McGill got the horse home and put him through his routine on the West Coast, pairing in-arena work with pen roping and outside riding.

“When he was 5, that’s when they announced that they were going to have the American Rope Horse Futurity Association World Championships,” McGill said. “So we loaded up and went. He placed in a round, and came back third in the short round and ended up third in the average, behind J.D. Yates winning first and second.”

The horse turned heads there, and he had McGill hooked on the rope horse futurity business.

Play Sleeping’s Next Level

“I had lots of opportunities to sell him after that,” McGill said. “But I wanted to see if I could take one from a ranch gelding barely started heading and go through the futurity process, then go through the seasoning, jackpots and rodeos, and see if I was right and take one and get them to the biggest stage. I wanted to put him in the position to get to the highest level.”

For McGill, being longtime friends with Snow was a big part of the process. He made a deal with Snow after the horse’s futurity career ended that Snow could take the horse to season, as McGill himself was too busy chasing kids and pursuing business ventures.

“I always liked him,” Snow said. “I wanted to buy him, but he meant a lot to Bert and his wife, Megan.”

Snow jackpotted on him and rode him for a year, comfortable riding behind McGill because of the buttons McGill instills in them.

“Everything Bert teaches horses is easy for me to do, too,” Snow said. “He scores easy, runs to the steer good and has a good move in the corner and keeps his feet moving in the face. He is responsive. I don’t like horses that get their motor rolling and get stiff. When they are broke and can pay attention when they’re going fast, you can do whatever you want with them.”

He even rode him to break in steers inside the Thomas & Mack as a 7-year-old, and he felt confident in him even then. After giving him back to the McGills for a few years, Snow decided it was time to bring Sleepy back into his string—whether McGill would let him buy him or not.

Snow picked up the horse early this fall, with the plan that he can keep riding him and get him ready to rodeo on in 2023.

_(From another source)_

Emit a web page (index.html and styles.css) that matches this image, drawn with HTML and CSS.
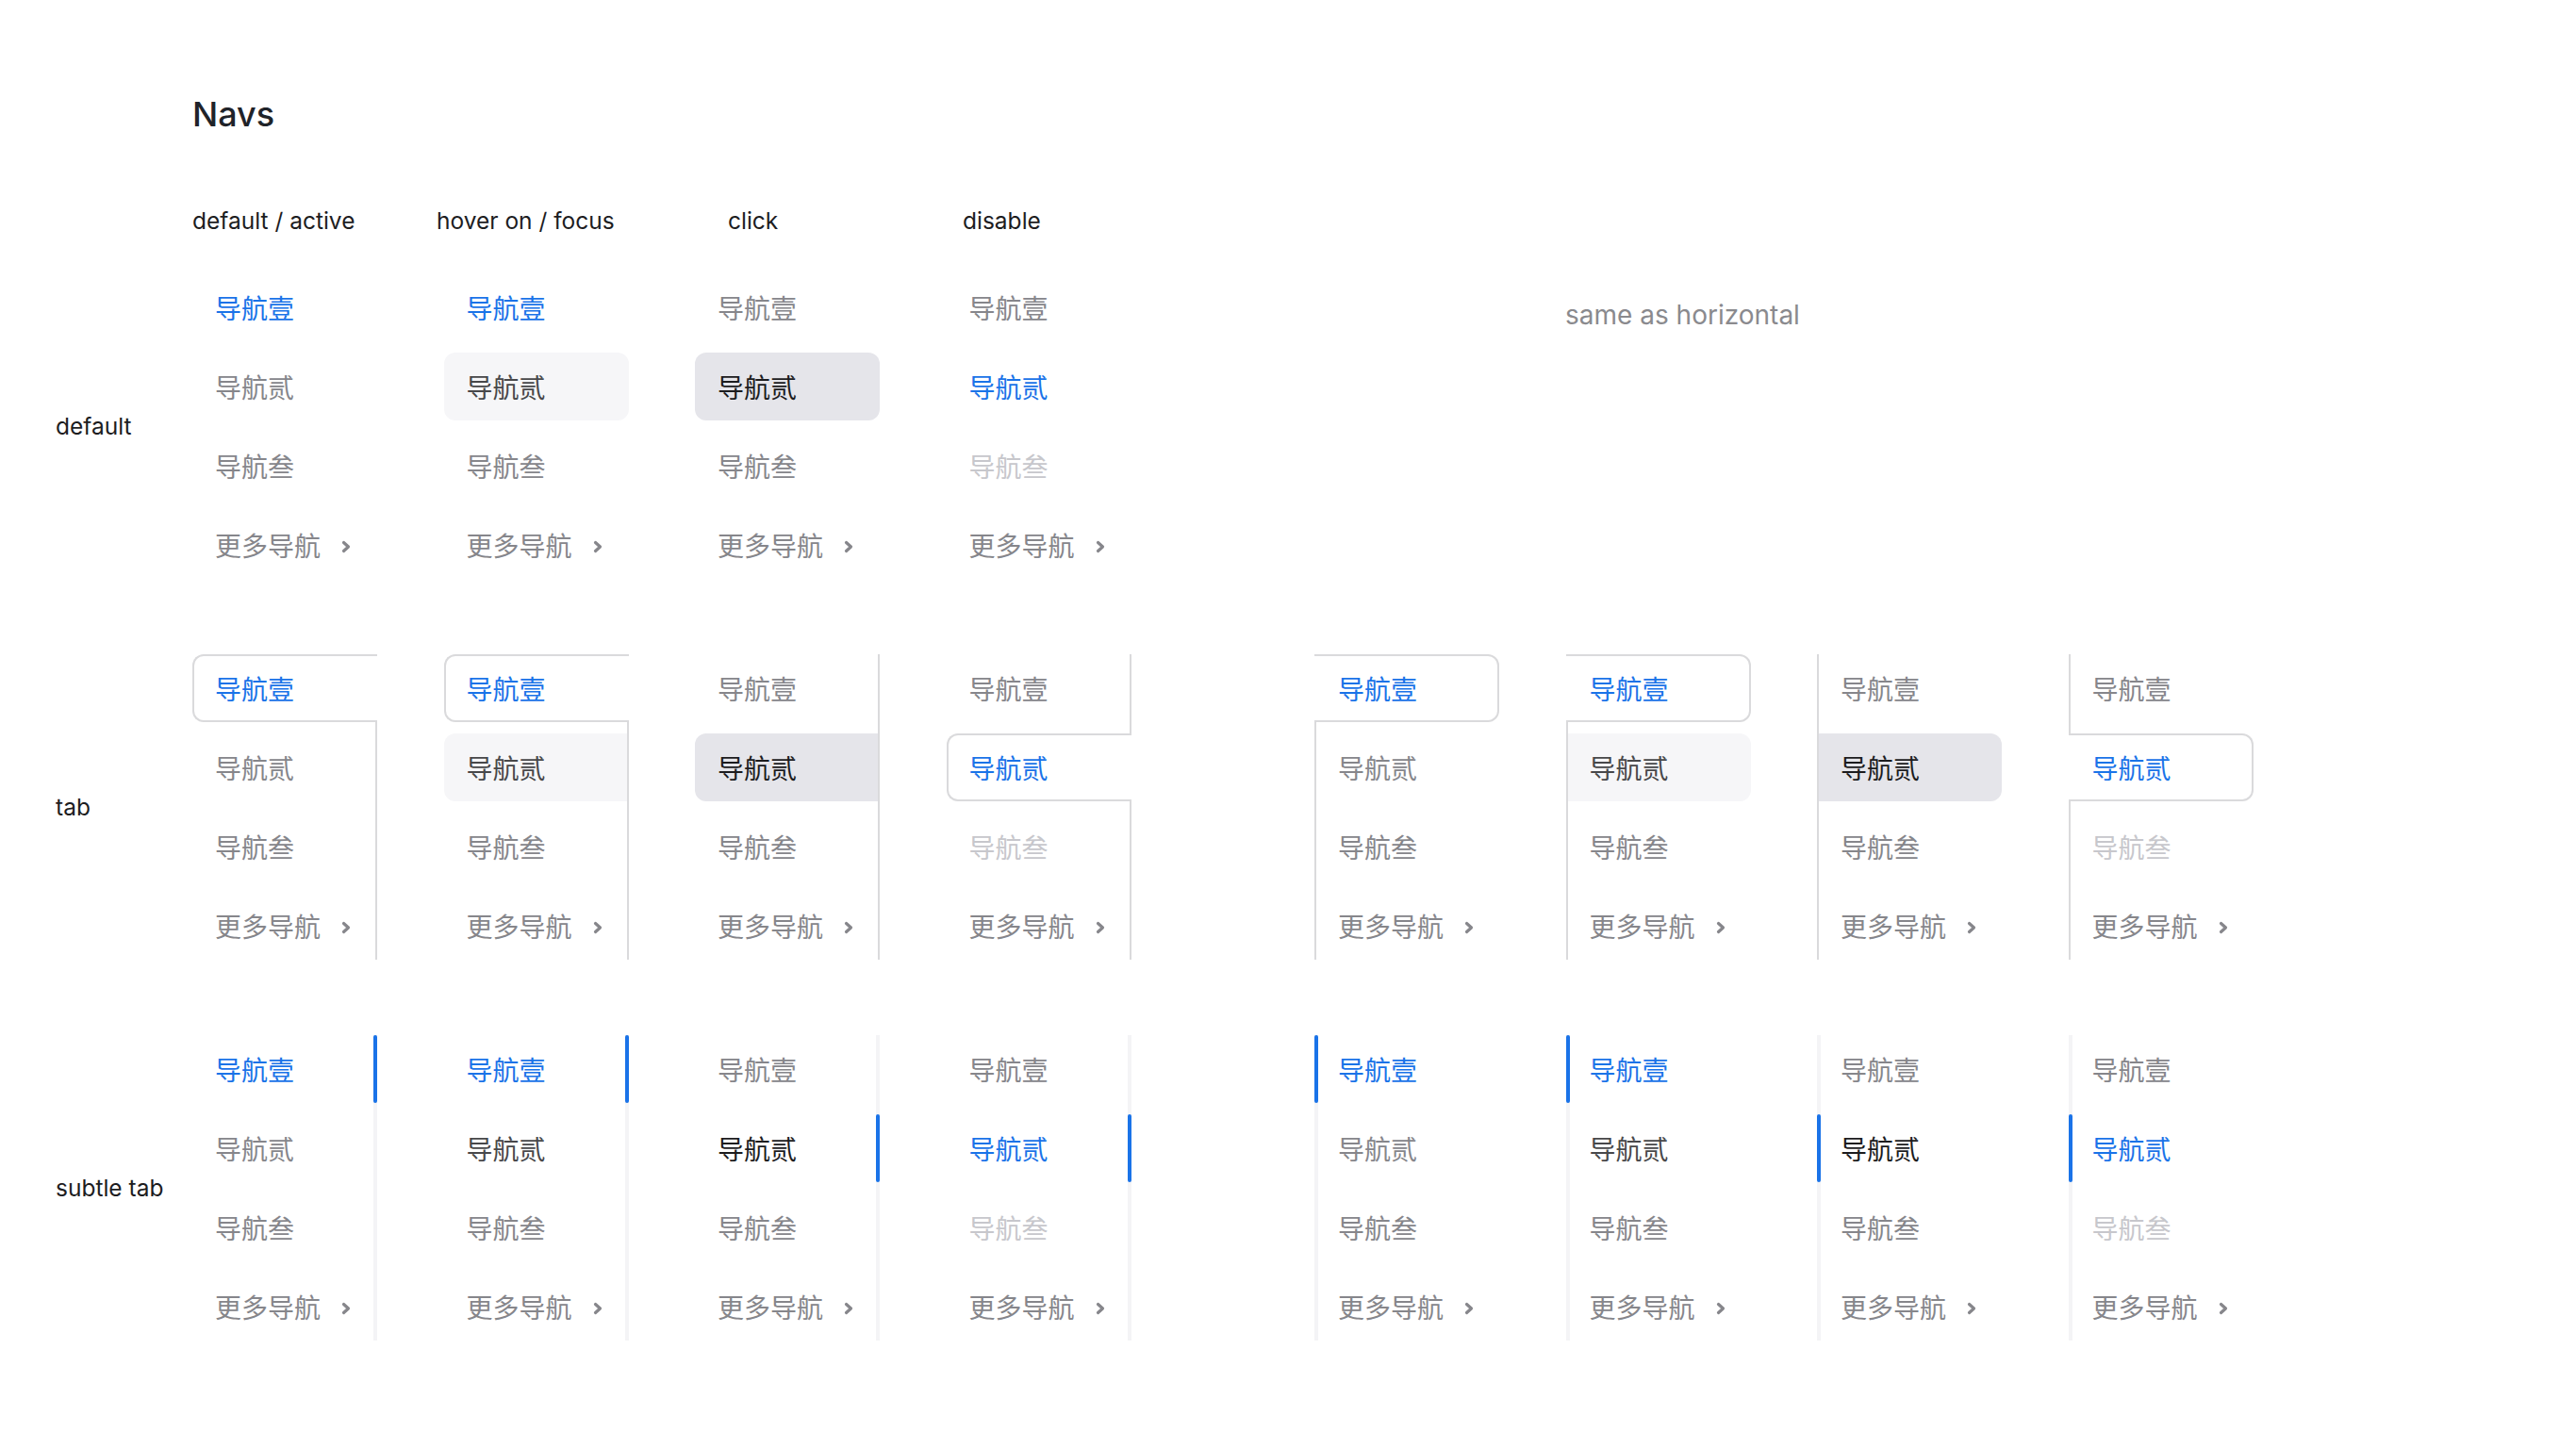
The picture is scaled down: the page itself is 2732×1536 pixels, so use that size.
FILE: index.html
```html
<!DOCTYPE html>
<html lang="zh">
<head>
<meta charset="utf-8">
<title>Navs</title>
<link rel="stylesheet" href="styles.css">
</head>
<body>
<main class="page">
  <h1 class="title">Navs</h1>

  <div class="heads">
    <span class="head">default / active</span>
    <span class="head">hover on / focus</span>
    <span class="head">click</span>
    <span class="head">disable</span>
  </div>

  <!-- default -->
  <section class="section">
    <div class="label">default</div>
    <div class="group">
      <div class="col plain">
        <div class="item active">导航壹</div>
        <div class="item">导航贰</div>
        <div class="item">导航叁</div>
        <div class="item more">更多导航<svg class="chev" viewBox="0 0 12 14"><path d="M3.5 2.5 L8.5 7 L3.5 11.5"/></svg></div>
      </div>
      <div class="col plain">
        <div class="item active">导航壹</div>
        <div class="item hover">导航贰</div>
        <div class="item">导航叁</div>
        <div class="item more">更多导航<svg class="chev" viewBox="0 0 12 14"><path d="M3.5 2.5 L8.5 7 L3.5 11.5"/></svg></div>
      </div>
      <div class="col plain">
        <div class="item">导航壹</div>
        <div class="item pressed">导航贰</div>
        <div class="item">导航叁</div>
        <div class="item more">更多导航<svg class="chev" viewBox="0 0 12 14"><path d="M3.5 2.5 L8.5 7 L3.5 11.5"/></svg></div>
      </div>
      <div class="col plain">
        <div class="item">导航壹</div>
        <div class="item active">导航贰</div>
        <div class="item disabled">导航叁</div>
        <div class="item more">更多导航<svg class="chev" viewBox="0 0 12 14"><path d="M3.5 2.5 L8.5 7 L3.5 11.5"/></svg></div>
      </div>
    </div>
    <div class="same">same as horizontal</div>
  </section>

  <!-- tab -->
  <section class="section">
    <div class="label">tab</div>
    <div class="group">
      <div class="col tab-l">
        <div class="item active">导航壹</div>
        <div class="item">导航贰</div>
        <div class="item">导航叁</div>
        <div class="item more">更多导航<svg class="chev" viewBox="0 0 12 14"><path d="M3.5 2.5 L8.5 7 L3.5 11.5"/></svg></div>
      </div>
      <div class="col tab-l">
        <div class="item active">导航壹</div>
        <div class="item hover">导航贰</div>
        <div class="item">导航叁</div>
        <div class="item more">更多导航<svg class="chev" viewBox="0 0 12 14"><path d="M3.5 2.5 L8.5 7 L3.5 11.5"/></svg></div>
      </div>
      <div class="col tab-l">
        <div class="item">导航壹</div>
        <div class="item pressed">导航贰</div>
        <div class="item">导航叁</div>
        <div class="item more">更多导航<svg class="chev" viewBox="0 0 12 14"><path d="M3.5 2.5 L8.5 7 L3.5 11.5"/></svg></div>
      </div>
      <div class="col tab-l">
        <div class="item">导航壹</div>
        <div class="item active">导航贰</div>
        <div class="item disabled">导航叁</div>
        <div class="item more">更多导航<svg class="chev" viewBox="0 0 12 14"><path d="M3.5 2.5 L8.5 7 L3.5 11.5"/></svg></div>
      </div>
    </div>
    <div class="group group-right">
      <div class="col tab-r">
        <div class="item active">导航壹</div>
        <div class="item">导航贰</div>
        <div class="item">导航叁</div>
        <div class="item more">更多导航<svg class="chev" viewBox="0 0 12 14"><path d="M3.5 2.5 L8.5 7 L3.5 11.5"/></svg></div>
      </div>
      <div class="col tab-r">
        <div class="item active">导航壹</div>
        <div class="item hover">导航贰</div>
        <div class="item">导航叁</div>
        <div class="item more">更多导航<svg class="chev" viewBox="0 0 12 14"><path d="M3.5 2.5 L8.5 7 L3.5 11.5"/></svg></div>
      </div>
      <div class="col tab-r">
        <div class="item">导航壹</div>
        <div class="item pressed">导航贰</div>
        <div class="item">导航叁</div>
        <div class="item more">更多导航<svg class="chev" viewBox="0 0 12 14"><path d="M3.5 2.5 L8.5 7 L3.5 11.5"/></svg></div>
      </div>
      <div class="col tab-r">
        <div class="item">导航壹</div>
        <div class="item active">导航贰</div>
        <div class="item disabled">导航叁</div>
        <div class="item more">更多导航<svg class="chev" viewBox="0 0 12 14"><path d="M3.5 2.5 L8.5 7 L3.5 11.5"/></svg></div>
      </div>
    </div>
  </section>

  <!-- subtle tab -->
  <section class="section">
    <div class="label">subtle tab</div>
    <div class="group">
      <div class="col sub-l">
        <div class="item active bar">导航壹</div>
        <div class="item">导航贰</div>
        <div class="item">导航叁</div>
        <div class="item more">更多导航<svg class="chev" viewBox="0 0 12 14"><path d="M3.5 2.5 L8.5 7 L3.5 11.5"/></svg></div>
      </div>
      <div class="col sub-l">
        <div class="item active bar">导航壹</div>
        <div class="item dark">导航贰</div>
        <div class="item">导航叁</div>
        <div class="item more">更多导航<svg class="chev" viewBox="0 0 12 14"><path d="M3.5 2.5 L8.5 7 L3.5 11.5"/></svg></div>
      </div>
      <div class="col sub-l">
        <div class="item">导航壹</div>
        <div class="item darker bar">导航贰</div>
        <div class="item">导航叁</div>
        <div class="item more">更多导航<svg class="chev" viewBox="0 0 12 14"><path d="M3.5 2.5 L8.5 7 L3.5 11.5"/></svg></div>
      </div>
      <div class="col sub-l">
        <div class="item">导航壹</div>
        <div class="item active bar">导航贰</div>
        <div class="item disabled">导航叁</div>
        <div class="item more">更多导航<svg class="chev" viewBox="0 0 12 14"><path d="M3.5 2.5 L8.5 7 L3.5 11.5"/></svg></div>
      </div>
    </div>
    <div class="group group-right">
      <div class="col sub-r">
        <div class="item active bar">导航壹</div>
        <div class="item">导航贰</div>
        <div class="item">导航叁</div>
        <div class="item more">更多导航<svg class="chev" viewBox="0 0 12 14"><path d="M3.5 2.5 L8.5 7 L3.5 11.5"/></svg></div>
      </div>
      <div class="col sub-r">
        <div class="item active bar">导航壹</div>
        <div class="item dark">导航贰</div>
        <div class="item">导航叁</div>
        <div class="item more">更多导航<svg class="chev" viewBox="0 0 12 14"><path d="M3.5 2.5 L8.5 7 L3.5 11.5"/></svg></div>
      </div>
      <div class="col sub-r">
        <div class="item">导航壹</div>
        <div class="item darker bar">导航贰</div>
        <div class="item">导航叁</div>
        <div class="item more">更多导航<svg class="chev" viewBox="0 0 12 14"><path d="M3.5 2.5 L8.5 7 L3.5 11.5"/></svg></div>
      </div>
      <div class="col sub-r">
        <div class="item">导航壹</div>
        <div class="item active bar">导航贰</div>
        <div class="item disabled">导航叁</div>
        <div class="item more">更多导航<svg class="chev" viewBox="0 0 12 14"><path d="M3.5 2.5 L8.5 7 L3.5 11.5"/></svg></div>
      </div>
    </div>
  </section>
</main>
</body>
</html>
```

FILE: styles.css
```css
* { box-sizing: border-box; }

html, body {
  margin: 0;
  padding: 0;
  background: #ffffff;
}

body {
  font-family: "Inter", "Noto Sans CJK SC", "Noto Sans", sans-serif;
  color: #1d1d1f;
}

.page {
  padding: 103px 0 0 59px;
}

.title {
  margin: 0 0 0 145px;
  font-size: 36px;
  line-height: 36px;
  font-weight: 500;
  color: #1f2329;
}

.heads {
  display: grid;
  grid-template-columns: 259px 309px 249px auto;
  margin: 83px 0 0 145px;
  font-size: 24.5px;
  line-height: 24px;
  color: #1d1d1f;
}

.section {
  display: flex;
  align-items: center;
  margin-top: 80px;
}

.heads + .section {
  margin-top: 44px;
}

.label {
  width: 145px;
  flex: none;
  font-size: 24.5px;
  line-height: 24px;
  color: #1d1d1f;
}

.group {
  display: flex;
  gap: 70.5px;
}

.group-right {
  margin-left: 194.5px;
}

.col {
  width: 196px;
  display: flex;
  flex-direction: column;
  gap: 12px;
}

.item {
  height: 72px;
  display: flex;
  align-items: center;
  padding-left: 24px;
  padding-top: 3px;
  font-size: 28px;
  line-height: 28px;
  color: #86868b;
  white-space: nowrap;
  position: relative;
}

.item.active { color: #1a73e8; }
.item.disabled { color: #c7c7cc; }
.item.dark { color: #48484a; }
.item.darker { color: #1c1c1e; }

.item.hover {
  background: #f6f6f8;
  color: #48484a;
}

.item.pressed {
  background: #e5e5ea;
  color: #1c1c1e;
}

.chev {
  width: 12px;
  height: 14px;
  margin-left: 21px;
  fill: none;
  stroke: #86868b;
  stroke-width: 3.2;
  stroke-linecap: round;
  stroke-linejoin: round;
}

/* plain */
.plain .item { border-radius: 12px; }

/* tab, line on the right */
.tab-l {
  border-right: 2px solid #dadadc;
}
.tab-l .item { border-radius: 12px 0 0 12px; }
.tab-l .item.active {
  background: #ffffff;
  border: 2px solid #dadadc;
  border-right: none;
  margin-right: -2px;
  padding-left: 22px;
}

/* tab, line on the left */
.tab-r {
  border-left: 2px solid #dadadc;
}
.tab-r .item {
  border-radius: 0 12px 12px 0;
  padding-left: 23px;
}
.tab-r .item.active {
  background: #ffffff;
  border: 2px solid #dadadc;
  border-left: none;
  margin-left: -2px;
  padding-left: 25px;
}

/* subtle tab */
.sub-l { border-right: 4px solid #f4f4f6; }
.sub-r { border-left: 4px solid #f4f4f6; }
.sub-r .item { padding-left: 21px; }

.item.bar::after {
  content: "";
  position: absolute;
  top: 0;
  bottom: 0;
  width: 4px;
  border-radius: 2px;
  background: #1a73e8;
}
.sub-l .item.bar::after { right: -4px; }
.sub-r .item.bar::after { left: -4px; }

.same {
  align-self: flex-start;
  margin: 30px 0 0 460.5px;
  font-size: 28px;
  line-height: 28px;
  color: #8a8a8e;
  white-space: nowrap;
}
```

“It was in the back of my mind to ride him at the NFR, and I’ve been riding him a lot to get prepared for it,” Snow said. “I rode him at Charly Crawford’s [American Military Celebration] roping, and I wasn’t scared to ride him. But I don’t like getting off a horse that I’ve rode for the last six years. But I was kind of looking for a reason to get on him.”

Vegas, Baby

Cody Snow Play Sleeping
Cody Snow turns his first-round steer on Play Sleeping at the 2022 NFR. | Jamie Arviso Photo

The reason to ride Sleepy came after the run-through on Tuesday in the Thomas & Mack, when Snow’s 2021 AQHA/PRCA Head Horse of the Year Ima Fresnos Dee came up sore.

“She tweaked something, and I bet I could have still ridden her, but I didn’t want to risk it,” Snow said. “The only building Sleepy had ever been in was Northside, and this was a lot bigger deal than that.”

At fourth out, Snow and partner Wesley Thorp made a 5.3-second veteran’s run, worth $7,461.60 a man to kick-start their week.

“He’s pretty free and will do really good here,” Snow said. “It’s better to ride one that’s a tick greener because you can pick the horse off the steer instead of pushing toward the steer. I can give Wesley a good look and I know what to expect.”

Full Circle

For ARHFA founder and AQHA World Champion Jay Wadhams, the proof is in the pudding with this futurity-horse, coming-of-age story.

“My program is a good finished horse, that’s what I’m trying to build,” Wadhams said. “Jordon Briggs won the world [and leads the current WPRA world standings race] on a horse her husband Justin showed at the ARHFA World Championships, too.”

For McGill, Play Sleeping is nearly a prophecy come to fruition.

“What intrigued me about the futurities [was,] in the past, the only way to season your head horse was to take your colt to a local jackpot and go and try to win something and cause problems in your horse,” McGill said. “Or you go down there and you donate and lose a couple hundred bucks. When the futurity system came through, we got to haul these horses all across the country to real venues, get them seasoned on appropriate, sorted cattle. You are able to not only season your horse and make runs that can give them confidence for the future, if you do well, your horse will pay his way, too.

“I think, now, with all the different futurities, you’ll see a lot more top-end horses that people will be hauling at a younger age,” McGill concluded. “It’s causing an evolution, as far as more great horses out there getting hauled and being put in a big spotlight at a younger age. That’s all because of the futurity system.”